Baghdad: Vice-President Joe Biden landed Saturday on what appeared to be a dual mission in Baghdad: to visit US troops during the July Fourth weekend and coax Iraqi leaders into ending their government impasse.
Top Obama administration officials have been reluctant to visit Iraq since its deadlocked March election failed to produce a clear winner. Biden's trip may signal the US is stepping up its efforts to hammer out an agreement among Iraqi political rivals and get a new government in place as soon as possible.
Biden is the White House's point man on Iraq issues, and was last in Iraq in January.
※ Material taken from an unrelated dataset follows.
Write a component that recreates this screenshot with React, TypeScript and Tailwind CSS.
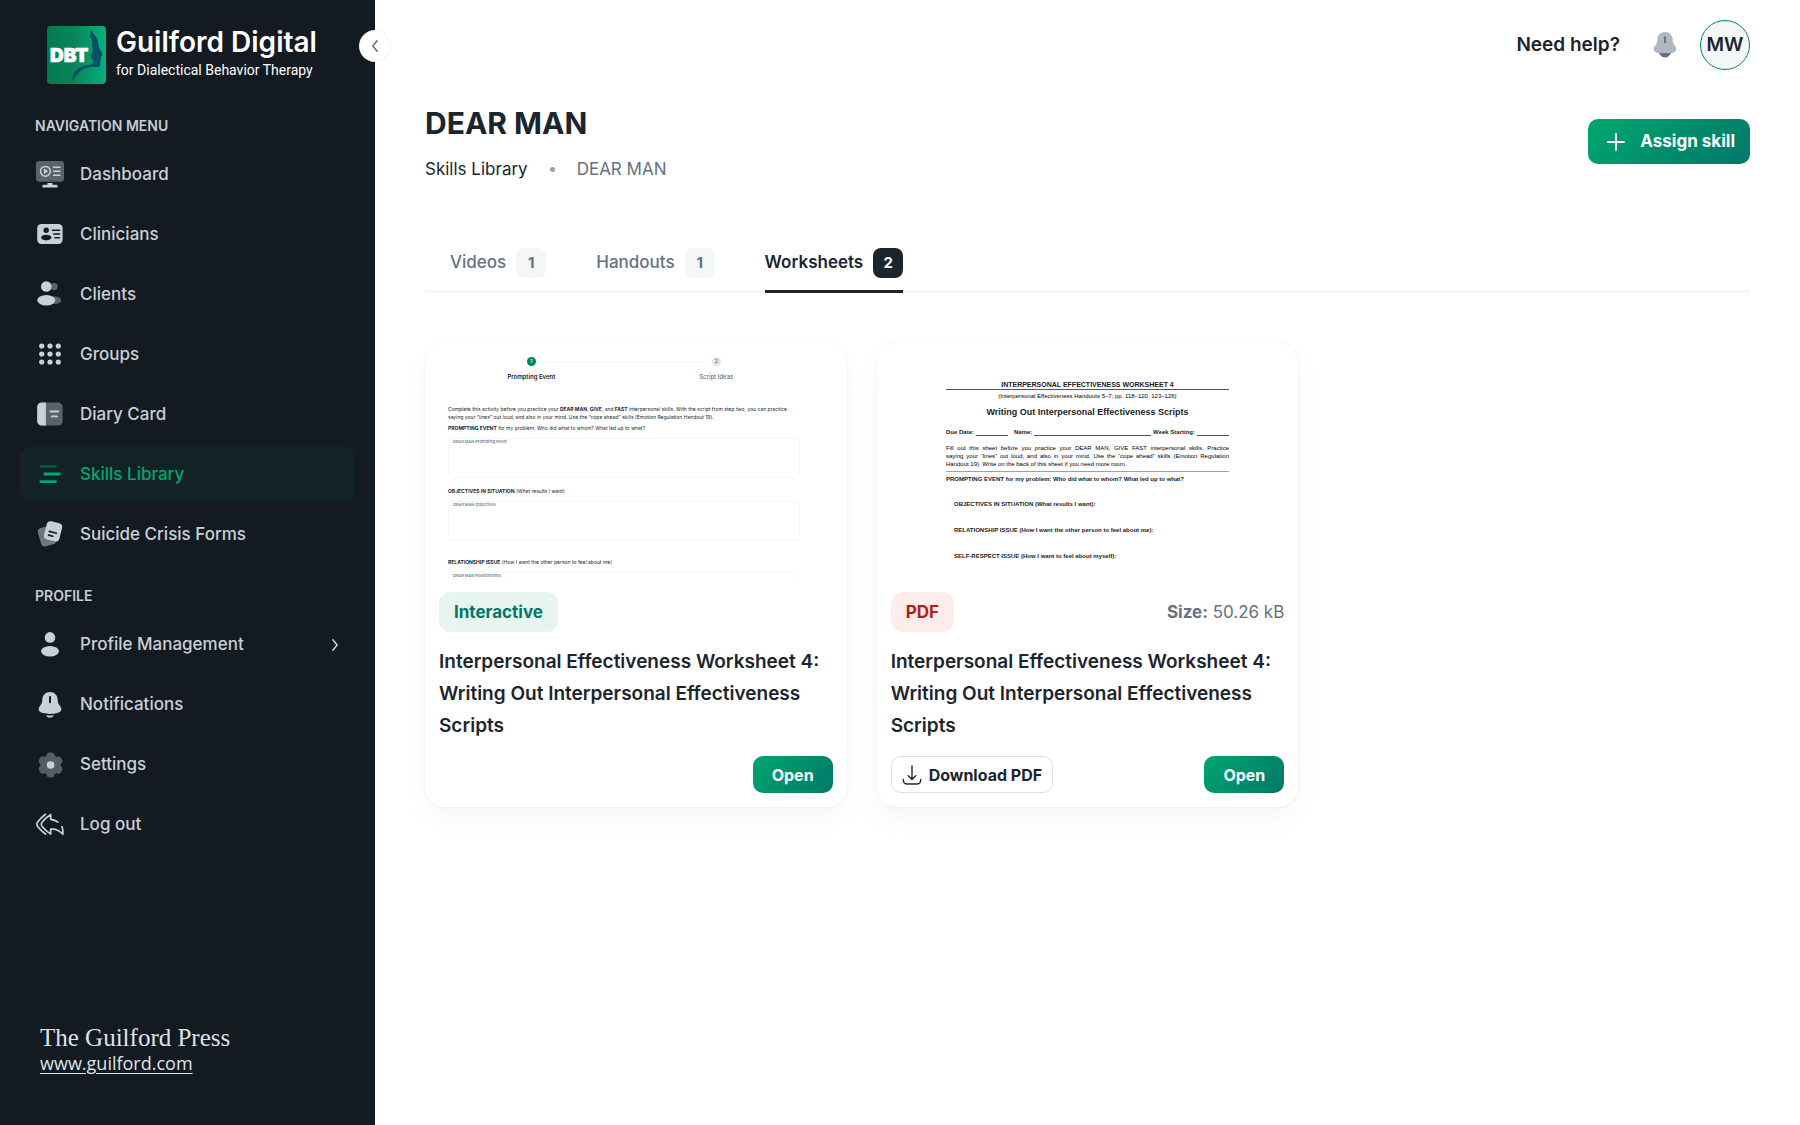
import React from "react";

/* ---------- icons ---------- */

type IconProps = { className?: string };

function Icon({ children, className = "size-7" }: { children: React.ReactNode; className?: string }) {
  return (
    <svg viewBox="0 0 28 28" className={className + " shrink-0"} fill="currentColor" aria-hidden="true">
      {children}
    </svg>
  );
}

const line = { stroke: "currentColor", strokeLinecap: "round" as const, fill: "none" };

const DashboardIcon = () => (
  <Icon>
    <rect width="28" height="20.7" rx="3.2" opacity="0.4" />
    <circle cx="9.4" cy="10.3" r="4.9" fill="none" stroke="currentColor" strokeWidth="1.5" />
    <path d="M8 7.6v5.4l4.2-2.7z" />
    <path d="M17 6.3h7.4M17 10.3h7.4M17 14.2h7.4" stroke="currentColor" strokeWidth="1.5" />
    <path d="M11.5 22h5v1.8h4.2c.5 0 .8.3.8.8v1.9h-15v-1.9c0-.5.3-.8.8-.8h4.2z" />
  </Icon>
);

const CliniciansIcon = () => (
  <Icon>
    <rect x="1.2" y="3" width="25.4" height="20" rx="4.2" />
    <g fill="#141a21">
      <circle cx="10.2" cy="9.2" r="2.7" />
      <ellipse cx="10.2" cy="16.6" rx="5.2" ry="2.8" />
    </g>
    <path d="M16.4 9.2h7.2M17.8 13h5.8M19 16.8h4.6" stroke="#141a21" strokeWidth="1.5" strokeLinecap="round" />
  </Icon>
);

const ClientsIcon = () => (
  <Icon>
    <g opacity="0.4">
      <circle cx="18" cy="5.6" r="3.7" />
      <ellipse cx="18.6" cy="19.3" rx="6.6" ry="3.8" />
    </g>
    <circle cx="10.3" cy="5.5" r="5.3" />
    <ellipse cx="10.3" cy="19.2" rx="9" ry="5.3" />
  </Icon>
);

const GroupsIcon = () => (
  <Icon>
    {[5, 13, 21].map((y) => [5.7, 14, 22.3].map((x) => <circle key={x + "-" + y} cx={x} cy={y} r="2.6" />))}
  </Icon>
);

const DiaryIcon = () => (
  <Icon>
    <rect x="1.2" y="1.4" width="25.4" height="23.2" rx="4.6" opacity="0.4" />
    <path d="M9.9 1.4H5.8a4.6 4.6 0 0 0-4.6 4.6v14a4.6 4.6 0 0 0 4.6 4.6h4.1z" />
    <path d="M14.5 10.5h7.8M15.8 15.4h5.2" {...line} strokeWidth="1.9" />
  </Icon>
);

const SkillsIcon = () => (
  <Icon>
    <path d="M4.8 5.4h14.7" {...line} strokeWidth="2.8" opacity="0.4" />
    <path d="M8.7 13h14.7M4.8 20.7h14.7" {...line} strokeWidth="2.8" />
  </Icon>
);

const FormsIcon = () => (
  <Icon>
    <rect x="3.2" y="5.6" width="15.6" height="19" rx="4" opacity="0.5" transform="rotate(-16 11 15)" />
    <rect x="9.2" y="1" width="15.8" height="18.6" rx="4" transform="rotate(14 17 10.3)" />
    <path d="M13.3 10.4l7 1.9M12.6 14.1l4.2 1.1" stroke="#141a21" strokeWidth="1.7" strokeLinecap="round" />
  </Icon>
);

const ProfileIcon = () => (
  <Icon>
    <circle cx="14" cy="6.4" r="5.3" />
    <ellipse cx="14" cy="20.2" rx="9" ry="5.3" />
  </Icon>
);

const bellBody =
  "M14 1c-4.4 0-7.5 3.3-7.7 7.6-.1 2.2-.2 3.4-1.3 5-1.2 1.7-2.3 2.9-2.3 4.9C2.7 21.6 8 22.9 14 22.9s11.3-1.3 11.3-4.4c0-2-1.1-3.2-2.3-4.9-1.1-1.6-1.2-2.8-1.3-5C21.5 4.3 18.4 1 14 1z";

const BellIcon = () => (
  <Icon>
    <path d={bellBody} />
    <path d="M14 5.9v5.4" stroke="#141a21" strokeWidth="2" strokeLinecap="round" />
    <path d="M9.8 24.2c2.8.4 5.6.4 8.4 0-1 1.5-2.5 2.3-4.2 2.3s-3.2-.8-4.2-2.3z" />
  </Icon>
);

const HeaderBellIcon = ({ className }: IconProps) => (
  <Icon className={className}>
    <path d="M7.8 21c1.2 3.7 3.5 5.6 6.2 5.6s5-1.9 6.2-5.6z" fill="#637381" />
    <path d={bellBody} fill="#afb8c1" />
    <path d="M8.6 22.6h10.8" stroke="#637381" strokeWidth="1" />
    <path d="M14 5.9v5.4" stroke="#637381" strokeWidth="2" strokeLinecap="round" />
  </Icon>
);

const GearIcon = () => (
  <Icon>
    <g fill="#565d66">
      <circle cx="14.6" cy="14" r="10.2" />
      {[0, 60, 120, 180, 240, 300].map((a) => (
        <rect key={a} x="10.6" y="1.4" width="8" height="9" rx="3" transform={`rotate(${a} 14.6 14)`} />
      ))}
    </g>
    <circle cx="14.6" cy="14" r="3.8" />
  </Icon>
);

const LogoutIcon = () => (
  <Icon>
    <path
      d="M9.5 3.3C6.5 5.5 4 7.9 1.7 11.1c-1 1.4-1 3 0 4.4C4 18.6 6.5 21 9.5 23"
      {...line}
      strokeWidth="1.7"
    />
    <path
      d="M22 11.1c-2-1.5-4.3-2.4-7.3-2.8V3.5C11 5.9 8.3 8.3 5.8 11.5c-.8 1.1-.8 2.5 0 3.6 2.5 3.2 5.2 5.6 8.9 8v-5c5.1-.5 9 1.4 12.2 5.2.1-3 .1-5.2-.9-7.7"
      {...line}
      strokeWidth="1.7"
      strokeLinejoin="round"
    />
  </Icon>
);

/* ---------- sidebar ---------- */

const mainNav = [
  { label: "Dashboard", icon: DashboardIcon },
  { label: "Clinicians", icon: CliniciansIcon },
  { label: "Clients", icon: ClientsIcon },
  { label: "Groups", icon: GroupsIcon },
  { label: "Diary Card", icon: DiaryIcon },
  { label: "Skills Library", icon: SkillsIcon, active: true },
  { label: "Suicide Crisis Forms", icon: FormsIcon },
];

const profileNav = [
  { label: "Profile Management", icon: ProfileIcon, expandable: true },
  { label: "Notifications", icon: BellIcon },
  { label: "Settings", icon: GearIcon },
  { label: "Log out", icon: LogoutIcon },
];

type NavEntry = { label: string; icon: () => React.ReactElement; active?: boolean; expandable?: boolean };

function NavSection({ title, items }: { title: string; items: NavEntry[] }) {
  return (
    <section>
      <h2 className="px-[15px] text-sm leading-5 font-semibold text-[#c4cdd5]">{title}</h2>
      <ul className="mt-[11px] flex flex-col gap-1">
        {items.map(({ label, icon: ItemIcon, active, expandable }) => (
          <li key={label}>
            <a
              href="#"
              aria-current={active ? "page" : undefined}
              className={
                active
                  ? "flex h-14 items-center gap-4 rounded-xl bg-[#00a76f]/6 px-4 text-[17px] font-medium text-[#00a76f]"
                  : "flex h-14 items-center gap-4 rounded-xl px-4 text-[17px] font-medium text-[#c9d0d8]"
              }
            >
              <ItemIcon />
              <span className="flex-1">{label}</span>
              {expandable && (
                <svg viewBox="0 0 8 14" className="h-3 w-2" fill="none" stroke="currentColor" strokeWidth="1.8" strokeLinecap="round" strokeLinejoin="round" aria-hidden="true">
                  <path d="M1.5 1l5 6-5 6" />
                </svg>
              )}
            </a>
          </li>
        ))}
      </ul>
    </section>
  );
}

function Logo() {
  return (
    <div className="flex items-start gap-2.5 px-[27px]">
      <svg viewBox="0 0 59 58" className="h-[58px] w-[59px] shrink-0" role="img" aria-label="DBT">
        <defs>
          <linearGradient id="logo-bg" x1="0" y1="0" x2="1" y2="0">
            <stop offset="0" stopColor="#057a52" />
            <stop offset="0.45" stopColor="#07845a" />
            <stop offset="1" stopColor="#05b07b" />
          </linearGradient>
        </defs>
        <rect width="59" height="58" rx="4" fill="url(#logo-bg)" />
        <path
          d="M44.3 3.5C45.5 8 49.5 10 50.8 14.5c.8 2.5.3 4.2 1 6.5.9 3 3 5.2 3.6 7.7-.1 1-1.6.8-1.7 1.8l.5 2.4-1 1.2.4 1.5c-1.2 1.5.4 3-.6 4.2-2.5 2.2-7.5.6-12.2 1.8-7 1.8-11.5 7.2-15.4 14.4 0-4.5.6-8 3.4-11.5 4.5-5 10.2-5 14.2-5.8 3-.9 4-3.2 2.6-5.2-1.6-1.5-2.2-2.6-1.8-4 .9-2.4 2-3.5 1.9-6.2-.1-2.2-1-3.5-.4-6 .4-2.5-1.8-4.5-2.1-7-.3-2.5.3-4.5 1.1-6.8z"
          fill="#0a4f63"
        />
        <text x="3" y="36" fontFamily="Inter, sans-serif" fontWeight="900" fontSize="19" fill="#fff" stroke="#fff" strokeWidth="0.7">
          DBT
        </text>
      </svg>
      <div className="whitespace-nowrap text-white">
        <p className="text-[28px] leading-8 font-semibold">Guilford Digital</p>
        <p className="mt-0.5 font-['Roboto',sans-serif] text-sm leading-5">for Dialectical Behavior Therapy</p>
      </div>
    </div>
  );
}

function Sidebar() {
  return (
    <aside className="relative flex w-[375px] shrink-0 flex-col bg-[#141a21] px-5 pt-[26px] pb-[49px]">
      <Logo />
      <button
        type="button"
        aria-label="Collapse menu"
        className="absolute top-[30px] -right-4 flex size-8 items-center justify-center rounded-full border border-[#919eab]/12 bg-white text-[#637381]"
      >
        <svg viewBox="0 0 8 14" className="h-3 w-2" fill="none" stroke="currentColor" strokeWidth="1.8" strokeLinecap="round" strokeLinejoin="round" aria-hidden="true">
          <path d="M6.5 1l-5 6 5 6" />
        </svg>
      </button>
      <nav aria-label="Main" className="mt-8 flex flex-col gap-[23px]">
        <NavSection title="NAVIGATION MENU" items={mainNav} />
        <NavSection title="PROFILE" items={profileNav} />
      </nav>
      <footer className="mt-auto px-5 pt-8 text-[#dfe3e8]">
        <p className="font-['Liberation_Serif',serif] text-[25px] leading-[26px]">The Guilford Press</p>
        <a href="#" className="font-['Open_Sans',sans-serif] text-lg leading-6 underline underline-offset-3">
          www.guilford.com
        </a>
      </footer>
    </aside>
  );
}

/* ---------- worksheet previews ---------- */

function PreviewField({ label }: { label: string }) {
  return (
    <div className="mt-1.5 h-10 rounded-[3px] border border-[#f4f6f8] px-1 text-[4px] leading-[6px] font-medium text-[#637381]">
      {label}
    </div>
  );
}

function InteractivePreview() {
  return (
    <div className="h-[234px] overflow-hidden pt-3.5 text-[5px] leading-2 text-[#1c252e]">
      <div className="relative mr-[38px] ml-3.5 grid grid-cols-2 text-center text-[6px] font-medium">
        <div className="absolute top-1 right-1/4 left-1/4 mx-2 h-px bg-[#f4f6f8]" />
        <div>
          <span className="mx-auto block size-[9px] rounded-full bg-[#00875a] text-[5px] leading-[9px] text-white">1</span>
          <p className="mt-[7px] font-semibold">Prompting Event</p>
        </div>
        <div className="text-[#637381]">
          <span className="mx-auto block size-[9px] rounded-full bg-[#dfe3e8] text-[5px] leading-[9px]">2</span>
          <p className="mt-[7px]">Script Ideas</p>
        </div>
      </div>
      <div className="mt-6 mr-[47px] ml-[23px]">
        <p>
          Complete this activity before you practice your <b>DEAR MAN</b>, <b>GIVE</b>, and <b>FAST</b> interpersonal
          skills. With the script from step two, you can practice
          <br />
          saying your “lines” out loud, and also in your mind. Use the “cope ahead” skills (Emotion Regulation Handout 19).
        </p>
        <p className="mt-[3px]">
          <b>PROMPTING EVENT</b> for my problem: Who did what to whom? What led up to what?
        </p>
        <PreviewField label="DEAR MAN Prompting Event" />
        <p className="mt-[9px]">
          <b>OBJECTIVES IN SITUATION</b> (What results I want)
        </p>
        <PreviewField label="DEAR MAN Objectives" />
        <p className="mt-[17px]">
          <b>RELATIONSHIP ISSUE</b> (How I want the other person to feel about me)
        </p>
        <PreviewField label="DEAR MAN Relationships" />
      </div>
    </div>
  );
}

function PdfPreview() {
  return (
    <div className="h-[234px] overflow-hidden pt-[38px] font-['Liberation_Sans',sans-serif] text-[6px] leading-2 font-bold text-[#1c1c22]">
      <div className="mx-auto w-[283px]">
        <p className="border-b border-[#55555a] text-center text-[7px]">INTERPERSONAL EFFECTIVENESS WORKSHEET 4</p>
        <p className="mt-px text-center leading-[10px] font-normal text-black">
          (Interpersonal Effectiveness Handouts 5–7; pp. 118–120, 123–126)
        </p>
        <p className="mt-[5px] text-center text-[9px] leading-3">Writing Out Interpersonal Effectiveness Scripts</p>
        <div className="mt-2.5 flex gap-0.5">
          <span>Due Date:</span>
          <span className="mr-1 w-8 border-b border-[#55555a]" />
          <span>Name:</span>
          <span className="flex-1 border-b border-[#55555a]" />
          <span>Week Starting:</span>
          <span className="w-8 border-b border-[#55555a]" />
        </div>
        <p className="mt-2 font-normal whitespace-nowrap text-black">
          <span className="block [text-align-last:justify]">
            Fill out this sheet before you practice your DEAR MAN, GIVE FAST interpersonal skills. Practice
          </span>
          <span className="block [text-align-last:justify]">
            saying your “lines” out loud, and also in your mind. Use the “cope ahead” skills (Emotion Regulation
          </span>
          <span className="block">Handout 19). Write on the back of this sheet if you need more room.</span>
        </p>
        <p className="mt-[3px] border-t border-[#a0a0a4] pt-[3px]">
          PROMPTING EVENT for my problem: Who did what to whom? What led up to what?
        </p>
        <div className="mt-[17px] flex flex-col gap-[18px] pl-2">
          <p>OBJECTIVES IN SITUATION (What results I want):</p>
          <p>RELATIONSHIP ISSUE (How I want the other person to feel about me):</p>
          <p>SELF-RESPECT ISSUE (How I want to feel about myself):</p>
        </div>
      </div>
    </div>
  );
}

/* ---------- cards ---------- */

function WorksheetCard({
  preview,
  badge,
  size,
  downloadable,
}: {
  preview: React.ReactNode;
  badge: React.ReactNode;
  size?: string;
  downloadable?: boolean;
}) {
  return (
    <article className="rounded-[20px] bg-white shadow-[0_0_2px_rgba(145,158,171,0.2),0_12px_24px_-4px_rgba(145,158,171,0.12)]">
      {preview}
      <div className="px-3.5 pt-[15px] pb-3.5">
        <div className="flex h-10 items-center justify-between text-[17px] leading-10">
          {badge}
          {size && (
            <p className="text-[#637381]">
              <b>Size:</b> {size}
            </p>
          )}
        </div>
        <h3 className="mt-3.5 text-[19px] leading-8 font-semibold text-[#1c252e]">
          Interpersonal Effectiveness Worksheet 4: Writing Out Interpersonal Effectiveness Scripts
        </h3>
        <div className="mt-3.5 flex h-[37px] items-stretch">
          {downloadable && (
            <button type="button" className="flex items-center gap-[7px] rounded-[10px] border border-[#dce0e4] px-2.5 text-base font-bold whitespace-nowrap text-[#1c252e]">
              <svg viewBox="0 0 20 20" className="size-5" fill="none" stroke="currentColor" strokeWidth="1.4" strokeLinecap="round" strokeLinejoin="round" aria-hidden="true">
                <path d="M10 1v13.5M6.3 10.8L10 14.6l3.7-3.8" />
                <path d="M1.3 14.4c0 3.3.7 4.6 4.2 4.6h9c3.5 0 4.2-1.3 4.2-4.6" />
              </svg>
              Download PDF
            </button>
          )}
          <button type="button" className="ml-auto w-20 rounded-[10px] bg-linear-135 from-[#00a76f] to-[#007867] text-base font-bold text-white">
            Open
          </button>
        </div>
      </div>
    </article>
  );
}

const tabs = [
  { label: "Videos", count: 1 },
  { label: "Handouts", count: 1 },
  { label: "Worksheets", count: 2, active: true },
];

export default function App() {
  return (
    <div className="flex min-h-screen bg-white font-['Inter',sans-serif] text-[#1c252e]">
      <Sidebar />
      <main className="min-w-0 flex-1 px-[50px]">
        <header className="flex items-center justify-end pt-5">
          <a href="#" className="text-[19px] font-semibold">
            Need help?
          </a>
          <button type="button" aria-label="Notifications" className="mr-[21px] ml-[31px]">
            <HeaderBellIcon className="size-7" />
          </button>
          <button type="button" aria-label="Account" className="size-[50px] rounded-full border border-[#00875a] bg-[#f4f6f8] text-[19px] font-semibold">
            MW
          </button>
        </header>

        <div className="mt-[33px] flex items-start justify-between">
          <div>
            <h1 className="text-[30px] leading-10 font-bold">DEAR MAN</h1>
            <nav aria-label="Breadcrumb" className="mt-3.5 flex items-center text-[17px] leading-6">
              <a href="#">Skills Library</a>
              <span className="mx-[22px] size-[5px] rounded-full bg-[#919eab]" />
              <span className="text-[#637381]">DEAR MAN</span>
            </nav>
          </div>
          <button type="button" className="mt-4 flex h-[45px] items-center gap-[15px] rounded-[10px] bg-linear-135 from-[#00a76f] to-[#007867] pr-[15px] pl-[19px] text-[17px] font-bold text-white">
            <svg viewBox="0 0 18 18" className="size-[18px]" stroke="currentColor" strokeWidth="1.9" strokeLinecap="round" aria-hidden="true">
              <path d="M9 1v16M1 9h16" />
            </svg>
            Assign skill
          </button>
        </div>

        <div role="tablist" className="mt-[61px] flex gap-[50px] border-b-[3px] border-[#f4f6f8] pl-[25px]">
          {tabs.map(({ label, count, active }) => (
            <button
              key={label}
              type="button"
              role="tab"
              aria-selected={!!active}
              className={
                active
                  ? "-mb-[3px] flex h-[51px] items-center gap-2.5 border-b-[3px] border-[#1c252e] pt-1 pb-2.5 text-[17px] font-semibold"
                  : "-mb-[3px] flex h-[51px] items-center gap-2.5 border-b-[3px] border-transparent pt-1 pb-2.5 text-[17px] font-medium text-[#637381]"
              }
            >
              {label}
              <span
                className={
                  active
                    ? "flex size-[30px] items-center justify-center rounded-lg bg-[#1c252e] text-[15px] font-bold text-white"
                    : "flex size-[30px] items-center justify-center rounded-lg bg-[#f4f6f8] text-[15px] font-bold text-[#637381]"
                }
              >
                {count}
              </span>
            </button>
          ))}
        </div>

        <div className="mt-[50px] grid grid-cols-3 gap-[30px]">
          <WorksheetCard
            preview={<InteractivePreview />}
            badge={
              <span className="rounded-xl bg-[#e8f4f0] px-[15px] font-bold text-[#007867]">Interactive</span>
            }
          />
          <WorksheetCard
            preview={<PdfPreview />}
            badge={<span className="rounded-xl bg-[#fdedea] px-[15px] font-bold text-[#b71d18]">PDF</span>}
            size="50.26 kB"
            downloadable
          />
        </div>
      </main>
    </div>
  );
}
The vice-president landed at an air force base in Baghdad and was immediately scheduled to head into meetings with US Ambassador to Iraq Christopher Hill, the top American military commander in Iraq, US Army General Ray Odierno, and the top UN envoy to Iraq, Ad Melkert. Biden is expected to meet with Iraqi leaders on Sunday.
In an unrelated trip, Senator John McCain of Arizona, the top Republican on the Senate Armed Services Committee, met on Saturday with Prime Minister Nouri Al Maliki in the Iraqi capital. McCain was in Baghdad on a congressional delegation travelling separately from the vice-president.
Biden's trip comes at a sensitive time for Iraq. The newly elected parliament is scheduled to meet later this month for the second time since the March 7 vote, but vying political factions remain deadlocked over which bloc has enough support to pick its new leaders, including prime minister.
Parliament has only about a month to end the impasse before the start of Ramadan in August, when little official business gets done in the Arab world. Adding to the urgency, all but 50,000 US troops are set to leave Iraq by the end of August in a test of whether the fledgling democracy's security forces are ready to protect its people from insurgents and other terror threats.
Persistent violence has raised fears that Al Qaida in Iraq and other militants are trying to exploit the political deadlock to foment unrest and derail security gains as the American military prepares to withdraw all of its troops by the end of next year.
Analysts and some Iraqi lawmakers have warned that the end to the political gridlock still could be months away.
Al Maliki, who leads a Shiite political coalition, is battling to keep his job after his rival Sunni-backed Iraqiya list narrowly won the most seats in the March 7 balloting. But Al Maliki has tried to outmanoeuvre his challengers by creating a so-called super-Shiite alliance that would give him more seats in parliament than the Sunni-backed Iraqiya list led by his chief rival, former prime minister Eyad Allawi.